>>>>>

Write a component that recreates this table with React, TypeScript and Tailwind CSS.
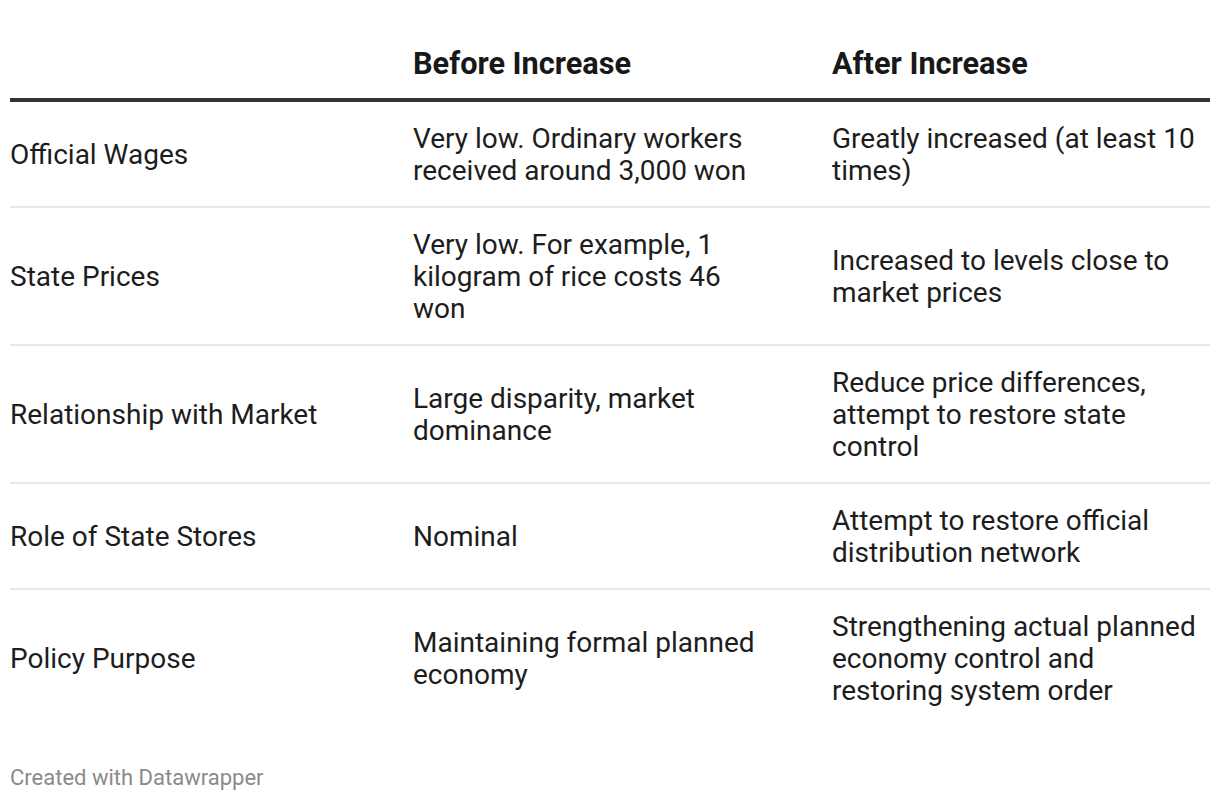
import React from "react";

const rows: [string, string, string][] = [
  ["Official Wages", "Very low. Ordinary workers received around 3,000 won", "Greatly increased (at least 10 times)"],
  ["State Prices", "Very low. For example, 1 kilogram of rice costs 46 won", "Increased to levels close to market prices"],
  ["Relationship with Market", "Large disparity, market dominance", "Reduce price differences, attempt to restore state control"],
  ["Role of State Stores", "Nominal", "Attempt to restore official distribution network"],
  ["Policy Purpose", "Maintaining formal planned economy", "Strengthening actual planned economy control and restoring system order"],
];

export default function App() {
  return (
    <div
      className="w-[1220px] h-[802px] bg-white px-[10px] pt-[48px] text-[#1d1d1d]"
      style={{ fontFamily: "Roboto, 'Liberation Sans', sans-serif" }}
    >
      <div className="grid grid-cols-[403px_419px_378px] border-b-4 border-[#333333] pb-[18px]">
        <div />
        <div className="text-[30.7px] leading-[32px] font-bold text-[#181818]">Before Increase</div>
        <div className="text-[30.7px] leading-[32px] font-bold text-[#181818]">After Increase</div>
      </div>
      {rows.map((r, i) => (
        <div
          key={i}
          className={
            "grid grid-cols-[403px_419px_378px] items-center pt-[21px] pb-[19px] text-[28px] leading-[32px] " +
            (i < rows.length - 1 ? "border-b-2 border-[#e8e8e8]" : "")
          }
        >
          <div className="pr-[20px]">{r[0]}</div>
          <div className="pr-[69px]">{r[1]}</div>
          <div className="pr-[8px]">{r[2]}</div>
        </div>
      ))}
      <div className="mt-[41px] text-[22px] leading-[22px] text-[#8a8a8a]">Created with Datawrapper</div>
    </div>
  );
}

<<<<<

• _GIVEN INSTRUCTION_: Write out every line above exactly as it is, leaving out the pictures.

• _SOLUTION_:
Write a component that recreates this table with React, TypeScript and Tailwind CSS.
import React from "react";

const rows: [string, string, string][] = [
  ["Official Wages", "Very low. Ordinary workers received around 3,000 won", "Greatly increased (at least 10 times)"],
  ["State Prices", "Very low. For example, 1 kilogram of rice costs 46 won", "Increased to levels close to market prices"],
  ["Relationship with Market", "Large disparity, market dominance", "Reduce price differences, attempt to restore state control"],
  ["Role of State Stores", "Nominal", "Attempt to restore official distribution network"],
  ["Policy Purpose", "Maintaining formal planned economy", "Strengthening actual planned economy control and restoring system order"],
];

export default function App() {
  return (
    <div
      className="w-[1220px] h-[802px] bg-white px-[10px] pt-[48px] text-[#1d1d1d]"
      style={{ fontFamily: "Roboto, 'Liberation Sans', sans-serif" }}
    >
      <div className="grid grid-cols-[403px_419px_378px] border-b-4 border-[#333333] pb-[18px]">
        <div />
        <div className="text-[30.7px] leading-[32px] font-bold text-[#181818]">Before Increase</div>
        <div className="text-[30.7px] leading-[32px] font-bold text-[#181818]">After Increase</div>
      </div>
      {rows.map((r, i) => (
        <div
          key={i}
          className={
            "grid grid-cols-[403px_419px_378px] items-center pt-[21px] pb-[19px] text-[28px] leading-[32px] " +
            (i < rows.length - 1 ? "border-b-2 border-[#e8e8e8]" : "")
          }
        >
          <div className="pr-[20px]">{r[0]}</div>
          <div className="pr-[69px]">{r[1]}</div>
          <div className="pr-[8px]">{r[2]}</div>
        </div>
      ))}
      <div className="mt-[41px] text-[22px] leading-[22px] text-[#8a8a8a]">Created with Datawrapper</div>
    </div>
  );
}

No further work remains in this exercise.